Lange, 81, died Tuesday at his home in Mill Valley. The cause was a heart attack, said his daughter, Romney.

“The Dating Game” first went on the air on the ABC network in late 1965 when Lange was already a popular host on KSFO-AM radio in San Francisco. “He used to do the 6-to-10 morning drive time at the radio station,” Romney Lange said, “then three days a week he would get on a plane, fly to L.A., tape five ‘Dating Game’ shows and fly back.”

The upbeat daytime TV show, in which three single men would answer staff-written questions read by an unseen prospective date, was designed to be slightly titillating. “We dealt in innuendo, romance,” Lange said in the Times interview. “No swear words or off-color stuff.”

Although male contestants were occasionally featured as questioners, in most cases it was a woman who would be doing the asking before picking her date (an expenses-paid, chaperoned outing) based on his answers.
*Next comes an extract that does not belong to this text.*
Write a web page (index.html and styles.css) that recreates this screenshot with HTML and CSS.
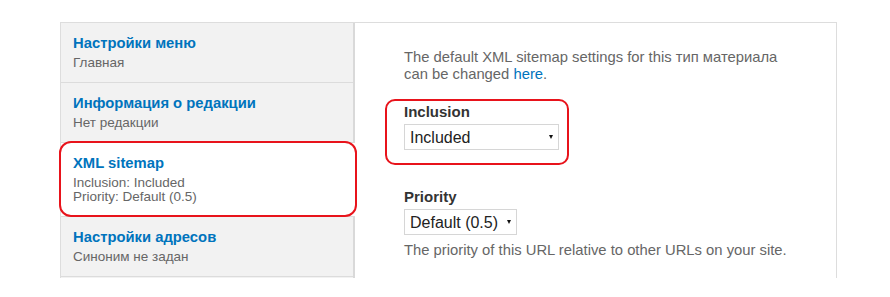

Lange said this marked a reversal in the era’s norms.

“When ‘The Dating Game’ came out, women had to wait for a man to call” for a date, Lange said. “Having them make the choices appealed to the female population, the target demographic.”
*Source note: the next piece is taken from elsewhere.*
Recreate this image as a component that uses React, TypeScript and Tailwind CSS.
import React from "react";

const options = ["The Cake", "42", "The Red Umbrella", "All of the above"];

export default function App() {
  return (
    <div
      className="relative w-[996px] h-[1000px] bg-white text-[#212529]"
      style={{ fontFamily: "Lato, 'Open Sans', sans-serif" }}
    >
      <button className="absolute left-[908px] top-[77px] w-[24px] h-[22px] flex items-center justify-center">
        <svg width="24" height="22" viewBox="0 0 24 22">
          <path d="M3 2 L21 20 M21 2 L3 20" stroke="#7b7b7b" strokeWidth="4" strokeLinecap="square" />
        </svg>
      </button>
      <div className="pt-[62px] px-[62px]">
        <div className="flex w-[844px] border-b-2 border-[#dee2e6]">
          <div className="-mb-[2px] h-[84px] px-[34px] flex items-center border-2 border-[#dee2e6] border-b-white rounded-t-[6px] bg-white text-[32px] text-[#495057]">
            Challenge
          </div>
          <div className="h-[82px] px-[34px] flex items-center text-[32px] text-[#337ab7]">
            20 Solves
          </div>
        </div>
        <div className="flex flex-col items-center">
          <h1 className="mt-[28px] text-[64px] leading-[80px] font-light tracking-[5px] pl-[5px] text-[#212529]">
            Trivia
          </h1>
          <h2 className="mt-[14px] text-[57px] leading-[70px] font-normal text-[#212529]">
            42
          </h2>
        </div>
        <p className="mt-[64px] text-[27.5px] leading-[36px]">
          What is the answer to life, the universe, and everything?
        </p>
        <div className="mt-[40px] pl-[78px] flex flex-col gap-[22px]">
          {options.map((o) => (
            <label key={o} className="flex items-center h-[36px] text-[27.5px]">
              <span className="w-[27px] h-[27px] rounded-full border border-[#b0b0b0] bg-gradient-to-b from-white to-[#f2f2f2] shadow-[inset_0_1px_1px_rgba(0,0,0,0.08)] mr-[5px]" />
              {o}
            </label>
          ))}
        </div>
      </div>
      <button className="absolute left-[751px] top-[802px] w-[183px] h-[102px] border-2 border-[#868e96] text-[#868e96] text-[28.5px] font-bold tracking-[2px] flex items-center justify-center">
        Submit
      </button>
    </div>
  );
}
Some contestants later became famous, including Farrah Fawcett, introduced by Lange as “an accomplished artist and sculptress.” John Ritter was on a panel as “a college student majoring in drama.” Michael Jackson, Steve Martin, Andy Kaufman, Burt Reynolds and Tom Selleck also appeared, as did two future governors: Arnold Schwarzenegger of California and Jennifer Granholm of Michigan.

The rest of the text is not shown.